I just listened to this, twice. Amazing piece. I really like how it explores different degrees of homophony and polyphony, and chromatic density. To me it seemed like a development from a very polyphponic structure to greater, homophonic blocks, which become so dense that they melt together to clusters, finally culminating in something that unites extreme polyphony and extreme homophony: A massive texture made out of individual voices, which through their number melt into one single sound, which then dissolves, gradually reducing the "homophonic" feel again and making the individual voices heard. Like this there's both a rounded form and continuous development.

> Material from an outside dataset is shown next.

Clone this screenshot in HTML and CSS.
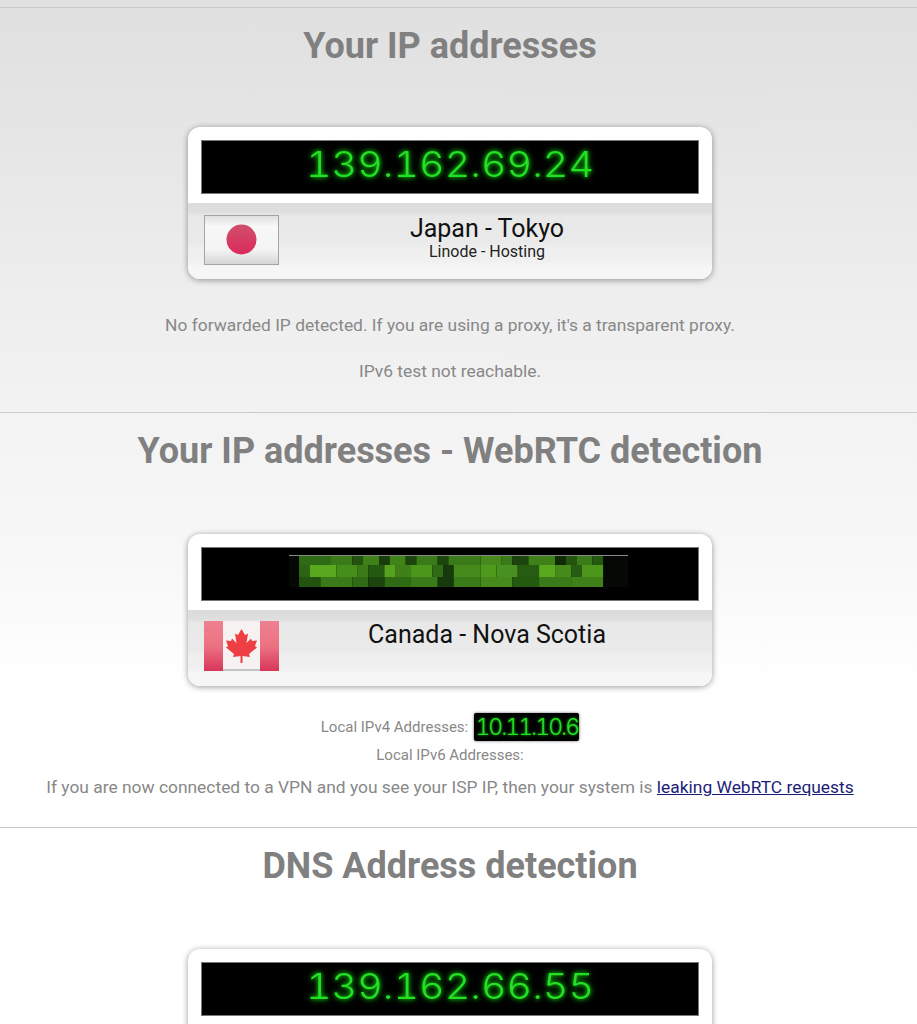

I love how you subtly introduce an idea and gradually develop it until it emerges in its most pronounced form. Like the idea of the cluster: You can already see its roots in the chromaticism of the first part, then, at H, the two Violas show a first real, but very thin, cluster. Then groups of instruments playing the same "voice" in very dense mixtures (and sometimes clusters) come in, building up to one big chromatic cluster before P (is the double bass written in the same octave it sounds btw?). Then the cluster gets even more dense with the quartertones slowly coming in.

  • Author

Cheers Matt. Glad you find a chance to listen to it an post. :)

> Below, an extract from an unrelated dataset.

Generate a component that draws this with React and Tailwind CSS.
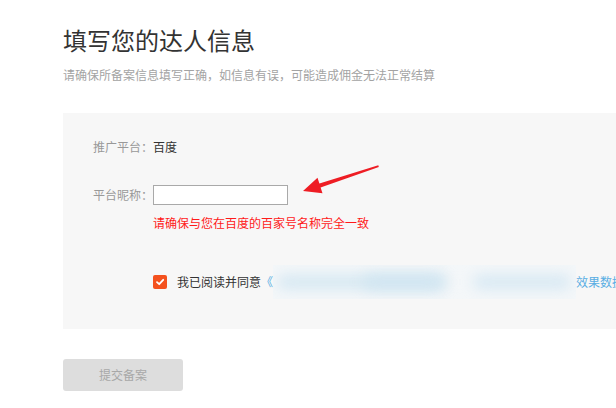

Gardener: Your first paragraph is EXACTLY what I had in mind. EXACTLY! Thank you for posting. :) It shows that I did my job, as a composer (and naming the piece as well) well enough. If something like your post passes to you, through my music, then... I'm pretty much exstatic about it!

No, contrabass sounds an octave lower than writen in the score.

Thank you guys! You two made my Sunday morning! YAY!

I've looked over the score and I find this to be a very complete and integrally shaped piece. I enjoyed the humor it brought to mind comparing the score and soundfile. Well done!

  • Author

Thank you. :)

Language barrier question:

"I enjoyed the humor it brought to mind comparing the score and soundfile." I'm afraid I don't quite understand what you mean.

No, contrabass sounds an octave lower than writen in the score.

Ah. I was just wondering because I looked at the score and in bar 119 everyone was playing in a chromatic cluster with the exception of the double bass, which is one octave lower. But listening again I hear that the double bass is lower, without the gap at this point being hearable at all. (I really should have noticed that in the Vc+Cb passage after P anyways.)

Language barrier question:

"I enjoyed the humor it brought to mind comparing the score and soundfile." I'm afraid I don't quite understand what you mean.

I can never interpret the correct version of pieces. I have my very own way of interpreting pieces, and so it was humorous to interpret my way, and then to listen to your performance. I won't go into details, but sometimes I liked yours better, sometimes I liked mine better. For the specifics which I would prefer my conduction over yours, I had nothing against your conduction. I loved the whole thing. The overall progression was fresh and exciting.